Exemplificando a importância da política adotada, Allan disse que já foram barradas "inúmeras tentativas de fraude". Sem entrar em mais detalhes, ele citou que o ML realiza 24 vendas por segundo e que, de acordo com o BC, o Brasil tem três tentativas de fraude (como roubo de identidade) a cada dez transações financeiras (ou seja, 30% de todas as transações são fraudes).
Garantia de segurança
Falando sobre como o ML protege as informações hipersensíveis dos clientes, já que um possível vazamento do RG seria um "banquete" para cibercriminosos, o representante nos disse que todos os cuidados são tomados e a ideia é tornar tudo cada vez mais transparente para os usuários.
"O principal objetivo do Mercado Livre é garantir a melhor experiência de compra e venda possível. Então, nós pensamos a nossa arquitetura a partir da prioridade número 1 que é a proteção dos dados pessoais das pessoas. Por causa disso, toda a nossa coleta está de acordo com a LGPD (Lei Geral de Proteção de Dados). Nós ainda cumprimos normas internacionais, já que temos usuários em mais de 18 países".

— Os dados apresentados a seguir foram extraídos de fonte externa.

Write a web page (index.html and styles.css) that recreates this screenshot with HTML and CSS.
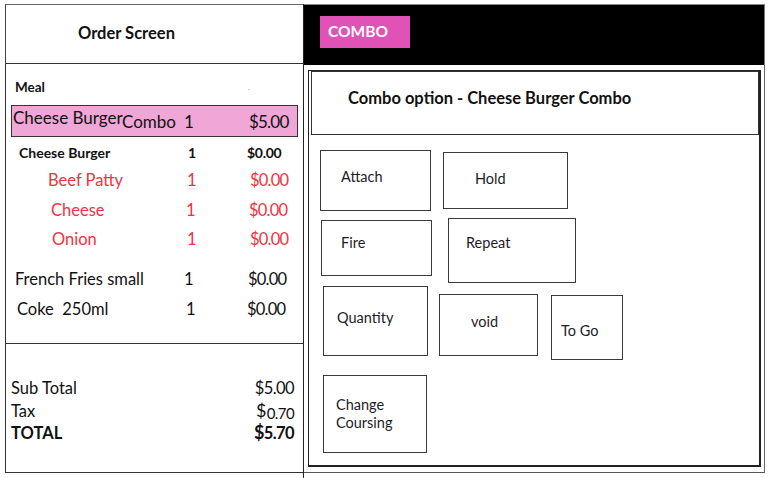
FILE: index.html
```html
<!DOCTYPE html>
<html>
<head>
<meta charset="utf-8">
<link rel="stylesheet" href="styles.css">
</head>
<body>
<div class="screen">
  <section class="order">
    <header class="order-head">Order Screen</header>
    <div class="order-items">
      <div class="row meal"><span class="name">Meal</span><span class="dot">.</span></div>
      <div class="row combo-row">
        <span class="name raised">Cheese Burger</span><span class="sub">Combo</span><span class="qty">1</span><span class="price">$5.00</span>
      </div>
      <div class="row bold cb"><span class="name">Cheese Burger</span><span class="qty">1</span><span class="price">$0.00</span></div>
      <div class="row red beef"><span class="name">Beef Patty</span><span class="qty">1</span><span class="price">$0.00</span></div>
      <div class="row red cheese"><span class="name">Cheese</span><span class="qty">1</span><span class="price">$0.00</span></div>
      <div class="row red onion"><span class="name">Onion</span><span class="qty">1</span><span class="price">$0.00</span></div>
      <div class="row fries"><span class="name">French Fries small</span><span class="qty">1</span><span class="price">$0.00</span></div>
      <div class="row coke"><span class="name">Coke&nbsp; 250ml</span><span class="qty">1</span><span class="price">$0.00</span></div>
    </div>
    <div class="order-totals">
      <div class="trow"><span>Sub Total</span><span class="tval">$5.00</span></div>
      <div class="trow"><span>Tax</span><span class="tval"><span class="cur">$</span><span class="small">0.70</span></span></div>
      <div class="trow total"><span>TOTAL</span><span class="tval"><span class="cur">$</span>5.70</span></div>
    </div>
  </section>
  <section class="combo-panel">
    <div class="combo-bar"><div class="combo-tab">COMBO</div></div>
    <div class="combo-body">
      <div class="combo-inner">
        <div class="combo-title">Combo option - Cheese Burger Combo</div>
        <div class="brow r1">
          <div class="btn b-attach">Attach</div>
          <div class="btn b-hold">Hold</div>
        </div>
        <div class="brow r2">
          <div class="btn b-fire">Fire</div>
          <div class="btn b-repeat">Repeat</div>
        </div>
        <div class="brow r3">
          <div class="btn b-qty">Quantity</div>
          <div class="btn b-void">void</div>
          <div class="btn b-togo">To Go</div>
        </div>
        <div class="brow r4">
          <div class="btn b-course">Change<br>Coursing</div>
        </div>
      </div>
    </div>
  </section>
</div>
</body>
</html>
```

FILE: styles.css
```css
* { box-sizing: border-box; }
html, body { margin: 0; padding: 0; background: #fff; }
body {
  font-family: Lato, "Open Sans", sans-serif;
  color: #111;
  width: 770px;
  height: 478px;
  overflow: hidden;
}
.screen {
  display: flex;
  margin: 4px 0 0 5px;
}

/* ---------- left: order ---------- */
.order {
  width: 298px;
  display: flex;
  flex-direction: column;
}
.order-head {
  height: 60px;
  border-top: 1px solid #666;
  border-left: 1px solid #444;
  border-bottom: 1px solid #333;
  display: flex;
  align-items: center;
  padding: 0 0 3px 72px;
  font-weight: bold;
  font-size: 16.5px;
}
.order-items {
  height: 279px;
  border-left: 1px solid #333;
}
.row {
  display: flex;
  align-items: center;
  height: 22px;
  font-size: 16.5px;
  white-space: pre;
}
.row .qty { width: 63px; }
.row .price { letter-spacing: -0.8px; }
.meal { margin-top: 12px; padding-left: 9px; font-weight: bold; font-size: 13.5px; }
.meal .name { width: 233px; }
.dot { color: #999; font-size: 8px; font-weight: normal; }
.combo-row {
  margin: 7px 0 0 5px;
  width: 287px;
  height: 32px;
  background: #f0a6d6;
  border: 1px solid #333;
  padding-left: 1px;
  font-size: 17px;
}
.combo-row .name { width: 109px; padding-bottom: 7px; }
.combo-row .sub { width: 62px; padding-top: 1px; }
.combo-row .qty { width: 65px; padding-top: 1px; }
.combo-row .price { padding-top: 1px; }
.bold { font-weight: bold; font-size: 14px; }
.bold .price { letter-spacing: -0.3px; }
.cb { margin-top: 4px; padding-left: 13px; }
.cb .name { width: 169px; }
.cb .qty { width: 59px; }
.red { color: #f3323f; }
.beef { margin-top: 6px; padding-left: 42px; }
.beef .name { width: 139px; }
.cheese { margin-top: 8px; padding-left: 45px; }
.cheese .name { width: 135px; }
.onion { margin-top: 7px; padding-left: 46px; }
.onion .name { width: 135px; }
.fries { margin-top: 18px; padding-left: 9px; }
.fries .name { width: 169px; }
.fries .qty { width: 64px; }
.coke { margin-top: 8px; padding-left: 11px; }
.coke .name { width: 169px; }
.coke .qty { width: 61px; }

.order-totals {
  height: 130px;
  border-top: 1px solid #333;
  border-left: 1px solid #333;
  border-bottom: 1px solid #333;
  padding: 33px 9px 0 5px;
  font-size: 16.5px;
}
.trow {
  display: flex;
  justify-content: space-between;
  align-items: baseline;
  height: 22px;
  line-height: 22px;
}
.tval { letter-spacing: -0.6px; }
.total { font-weight: bold; }
.cur { font-size: 18px; }
.small { font-size: 15px; position: relative; top: 2px; margin-left: 1px; }

/* ---------- right: combo ---------- */
.combo-panel {
  width: 462px;
  height: 474px;
  border-left: 1px solid #222;
  display: flex;
  flex-direction: column;
}
.combo-bar {
  height: 61px;
  background: #000;
  border-top: 1px solid #888;
  border-right: 1px solid #777;
  padding: 11px 0 0 16px;
}
.combo-tab {
  width: 90px;
  height: 32px;
  background: #e052b5;
  color: #fff;
  font-weight: bold;
  font-size: 15.5px;
  display: flex;
  align-items: center;
  padding: 0 0 3px 8px;
}
.combo-body {
  height: 408px;
  border-right: 1px solid #666;
  border-bottom: 1px solid #555;
  padding: 5px 3px 5px 4px;
}
.combo-inner {
  height: 397px;
  border: 1px solid #222;
  border-right-width: 2px;
  border-bottom-width: 2px;
}
.combo-title {
  height: 64px;
  margin-left: 2px;
  border: 1px solid #333;
  padding: 16px 0 0 36px;
  font-weight: bold;
  font-size: 16.5px;
  line-height: 20px;
}
.brow {
  display: flex;
  align-items: flex-start;
}
.btn {
  border: 1px solid #3a3a3a;
  font-size: 14.5px;
  color: #1c1c28;
  line-height: 18px;
}
.r1 { margin-top: 15px; }
.b-attach { margin-left: 11px; width: 111px; height: 61px; padding: 17px 0 0 20px; }
.b-hold { margin-left: 12px; margin-top: 2px; width: 125px; height: 57px; padding: 17px 0 0 31px; }
.r2 { margin-top: 7px; }
.b-fire { margin-left: 12px; margin-top: 2px; width: 111px; height: 56px; padding: 13px 0 0 19px; }
.b-repeat { margin-left: 16px; width: 128px; height: 65px; padding: 15px 0 0 17px; }
.r3 { margin-top: 3px; }
.b-qty { margin-left: 14px; width: 105px; height: 70px; padding: 22px 0 0 13px; }
.b-void { margin-left: 11px; margin-top: 8px; width: 99px; height: 62px; padding: 18px 0 0 31px; }
.b-togo { margin-left: 13px; margin-top: 9px; width: 72px; height: 65px; padding: 26px 0 0 9px; }
.r4 { margin-top: 15px; }
.b-course { margin-left: 14px; width: 104px; height: 78px; padding: 20px 0 0 12px; }
```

Alegando questões de segurança, o ML não informou com mais detalhes sobre como as fotos dos documentos dos usuários são armazenadas e processadas, e nem o montante de usuários que estão com estes registros no sistema da empresa. Contudo, o gerente disse que a base de informações está protegida com criptografia.
"O processo de enviar documentos é para benefício do próprio usuário. Para que possamos continuar evoluindo e dando acesso para mais pessoas, nosso usuário precisa passar por essa etapa para que a gente possa estabelecer uma relação de confiança. Se a gente não transmitir confiança através da segurança, o usuário não volta a efetuar uma compra ou venda conosco", finaliza Allan.
Procon
O TecMundo entrou em contato com o Procon-SP para saber se o órgão considera o pedido de fotos de documento do ML uma violação aos Direito do Consumidor. A instituição não respondeu, porém, os questionamentos até o fechamento desta matéria. O texto será atualizado se o Procon se posicionar sobre o assunto.